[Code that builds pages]
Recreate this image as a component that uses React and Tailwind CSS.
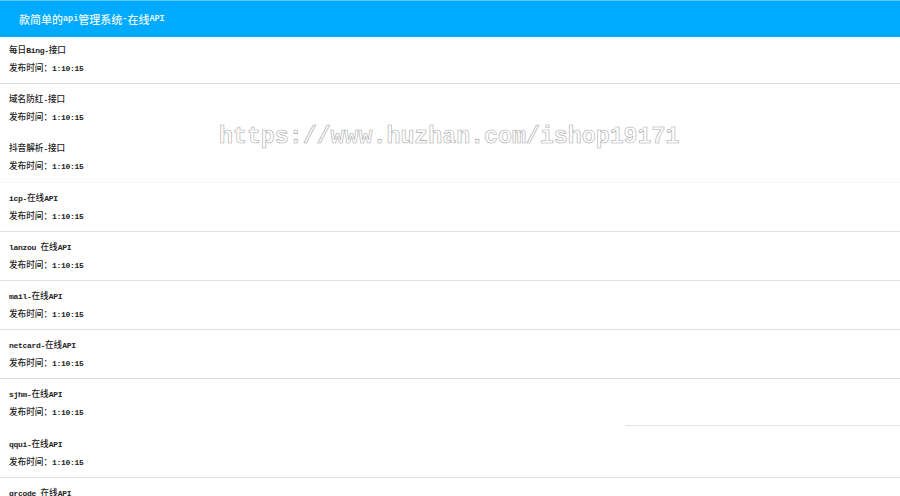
const items = [
  { name: "每日Bing-接口", border: "border-[#dcdcdc]" },
  { name: "域名防红-接口", border: "border-transparent" },
  { name: "抖音解析-接口", border: "border-[#f6f6f6]" },
  { name: "icp-在线API", border: "border-[#e0e0e0]" },
  { name: "lanzou 在线API", border: "border-[#e0e0e0]" },
  { name: "mail-在线API", border: "border-[#e0e0e0]" },
  { name: "netcard-在线API", border: "border-[#dcdcdc]" },
  { name: "sjhm-在线API", border: "border-transparent", partial: true },
  { name: "qqui-在线API", border: "border-[#e0e0e0]" },
  { name: "qrcode 在线API", border: "border-[#e0e0e0]" },
];

// Latin runs are narrower than the CJK ones in the picture, so they get their own size
function Mixed({ text, latinClass }) {
  return text.split(/([\x00-\x7f]+)/).map((part, i) =>
    i % 2 === 1 ? (
      <span key={i} className={`font-['Liberation_Mono',monospace] ${latinClass}`}>
        {part}
      </span>
    ) : (
      <span key={i}>{part}</span>
    )
  );
}

function Row({ item }) {
  const latin = "text-[8px] font-bold tracking-[-0.3px]";
  return (
    <div className={`relative h-[49.2px] shrink-0 border-b pl-[9px] text-[8.6px] font-medium text-[#222] ${item.border}`}>
      <p className="pt-[7px] leading-[14px] whitespace-pre">
        <Mixed text={item.name} latinClass={latin} />
      </p>
      <p className="mt-[2px] leading-[14px] whitespace-pre">
        <Mixed text="发布时间：1:10:15" latinClass={latin} />
      </p>
      {item.partial && (
        <div className="absolute right-0 bottom-[2px] left-[625px] h-px bg-[#e2e2e2]" />
      )}
    </div>
  );
}

export default function App() {
  return (
    <div className="relative h-[496px] w-[900px] overflow-hidden bg-white font-['Noto_Sans_CJK_SC',sans-serif]">
      <header className="relative z-10 flex h-[37px] items-center border-t border-[#5cc8ff] bg-[#00aaff] pl-[19px] text-[11px] font-medium whitespace-pre text-[#e8f7ff]">
        <Mixed text="款简单的api管理系统-在线API" latinClass="text-[8.5px] font-bold" />
      </header>
      <main className="-mt-[2px] flex flex-col">
        {items.map((item) => (
          <Row key={item.name} item={item} />
        ))}
      </main>
      <div className="absolute top-[123px] left-[219px] z-20 font-['Liberation_Mono',monospace] text-[23.25px] leading-[28px] font-bold whitespace-nowrap text-white opacity-[0.99] [-webkit-text-stroke:0.6px_#aaaaaa]">
        https://www.huzhan.com/ishop19171
      </div>
    </div>
  );
}
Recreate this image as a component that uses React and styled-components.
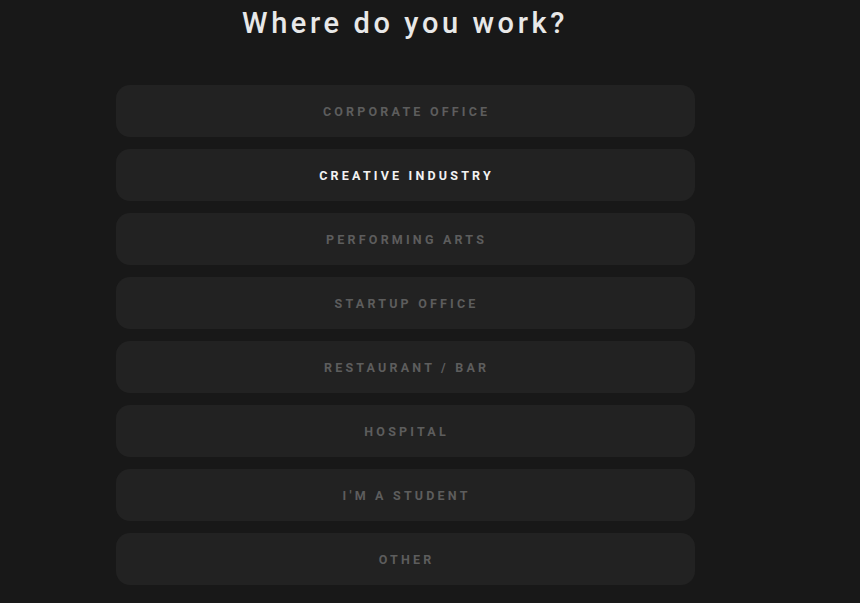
import React, { useState } from "react";
import styled, { createGlobalStyle } from "styled-components";

const Global = createGlobalStyle`
  html, body { margin: 0; padding: 0; background: #181818; }
  body { font-family: Roboto, "DejaVu Sans", sans-serif; }
`;

const Page = styled.div`
  width: 810px;
  min-height: 603px;
  display: flex;
  flex-direction: column;
  align-items: center;
  background: #181818;
`;

const Title = styled.h1`
  margin: 5px 0 0;
  font-size: 29px;
  line-height: 36px;
  font-weight: 500;
  letter-spacing: 3.6px;
  color: #e8e8e8;
`;

const List = styled.div`
  margin-top: 44px;
  width: 579px;
  display: flex;
  flex-direction: column;
  gap: 12px;
`;

const Option = styled.button`
  height: 52px;
  border: none;
  border-radius: 14px;
  background: #222222;
  color: ${p => (p.$active ? "#f2f2f2" : "#5d5d5d")};
  font-family: Roboto, "DejaVu Sans", sans-serif;
  font-size: 12.5px;
  font-weight: 700;
  letter-spacing: 3.2px;
  text-transform: uppercase;
  cursor: pointer;
  padding: 0 0 0 3.2px;
`;

const options = [
  "Corporate office",
  "Creative industry",
  "Performing arts",
  "Startup office",
  "Restaurant / bar",
  "Hospital",
  "I'm a student",
  "Other",
];

const App = () => {
  const [active, setActive] = useState(1);
  return (
    <Page>
      <Global />
      <Title>Where do you work?</Title>
      <List>
        {options.map((o, i) => (
          <Option key={o} $active={i === active} onClick={() => setActive(i)}>
            {o}
          </Option>
        ))}
      </List>
    </Page>
  );
};

export default App;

-- PROBLEM STATEMENT --
All of the material above needs to be restated exactly, with no pictures.

-- SOLVED PROBLEM --
Recreate this image as a component that uses React and Tailwind CSS.
const items = [
  { name: "每日Bing-接口", border: "border-[#dcdcdc]" },
  { name: "域名防红-接口", border: "border-transparent" },
  { name: "抖音解析-接口", border: "border-[#f6f6f6]" },
  { name: "icp-在线API", border: "border-[#e0e0e0]" },
  { name: "lanzou 在线API", border: "border-[#e0e0e0]" },
  { name: "mail-在线API", border: "border-[#e0e0e0]" },
  { name: "netcard-在线API", border: "border-[#dcdcdc]" },
  { name: "sjhm-在线API", border: "border-transparent", partial: true },
  { name: "qqui-在线API", border: "border-[#e0e0e0]" },
  { name: "qrcode 在线API", border: "border-[#e0e0e0]" },
];

// Latin runs are narrower than the CJK ones in the picture, so they get their own size
function Mixed({ text, latinClass }) {
  return text.split(/([\x00-\x7f]+)/).map((part, i) =>
    i % 2 === 1 ? (
      <span key={i} className={`font-['Liberation_Mono',monospace] ${latinClass}`}>
        {part}
      </span>
    ) : (
      <span key={i}>{part}</span>
    )
  );
}

function Row({ item }) {
  const latin = "text-[8px] font-bold tracking-[-0.3px]";
  return (
    <div className={`relative h-[49.2px] shrink-0 border-b pl-[9px] text-[8.6px] font-medium text-[#222] ${item.border}`}>
      <p className="pt-[7px] leading-[14px] whitespace-pre">
        <Mixed text={item.name} latinClass={latin} />
      </p>
      <p className="mt-[2px] leading-[14px] whitespace-pre">
        <Mixed text="发布时间：1:10:15" latinClass={latin} />
      </p>
      {item.partial && (
        <div className="absolute right-0 bottom-[2px] left-[625px] h-px bg-[#e2e2e2]" />
      )}
    </div>
  );
}

export default function App() {
  return (
    <div className="relative h-[496px] w-[900px] overflow-hidden bg-white font-['Noto_Sans_CJK_SC',sans-serif]">
      <header className="relative z-10 flex h-[37px] items-center border-t border-[#5cc8ff] bg-[#00aaff] pl-[19px] text-[11px] font-medium whitespace-pre text-[#e8f7ff]">
        <Mixed text="款简单的api管理系统-在线API" latinClass="text-[8.5px] font-bold" />
      </header>
      <main className="-mt-[2px] flex flex-col">
        {items.map((item) => (
          <Row key={item.name} item={item} />
        ))}
      </main>
      <div className="absolute top-[123px] left-[219px] z-20 font-['Liberation_Mono',monospace] text-[23.25px] leading-[28px] font-bold whitespace-nowrap text-white opacity-[0.99] [-webkit-text-stroke:0.6px_#aaaaaa]">
        https://www.huzhan.com/ishop19171
      </div>
    </div>
  );
}
Recreate this image as a component that uses React and styled-components.
import React, { useState } from "react";
import styled, { createGlobalStyle } from "styled-components";

const Global = createGlobalStyle`
  html, body { margin: 0; padding: 0; background: #181818; }
  body { font-family: Roboto, "DejaVu Sans", sans-serif; }
`;

const Page = styled.div`
  width: 810px;
  min-height: 603px;
  display: flex;
  flex-direction: column;
  align-items: center;
  background: #181818;
`;

const Title = styled.h1`
  margin: 5px 0 0;
  font-size: 29px;
  line-height: 36px;
  font-weight: 500;
  letter-spacing: 3.6px;
  color: #e8e8e8;
`;

const List = styled.div`
  margin-top: 44px;
  width: 579px;
  display: flex;
  flex-direction: column;
  gap: 12px;
`;

const Option = styled.button`
  height: 52px;
  border: none;
  border-radius: 14px;
  background: #222222;
  color: ${p => (p.$active ? "#f2f2f2" : "#5d5d5d")};
  font-family: Roboto, "DejaVu Sans", sans-serif;
  font-size: 12.5px;
  font-weight: 700;
  letter-spacing: 3.2px;
  text-transform: uppercase;
  cursor: pointer;
  padding: 0 0 0 3.2px;
`;

const options = [
  "Corporate office",
  "Creative industry",
  "Performing arts",
  "Startup office",
  "Restaurant / bar",
  "Hospital",
  "I'm a student",
  "Other",
];

const App = () => {
  const [active, setActive] = useState(1);
  return (
    <Page>
      <Global />
      <Title>Where do you work?</Title>
      <List>
        {options.map((o, i) => (
          <Option key={o} $active={i === active} onClick={() => setActive(i)}>
            {o}
          </Option>
        ))}
      </List>
    </Page>
  );
};

export default App;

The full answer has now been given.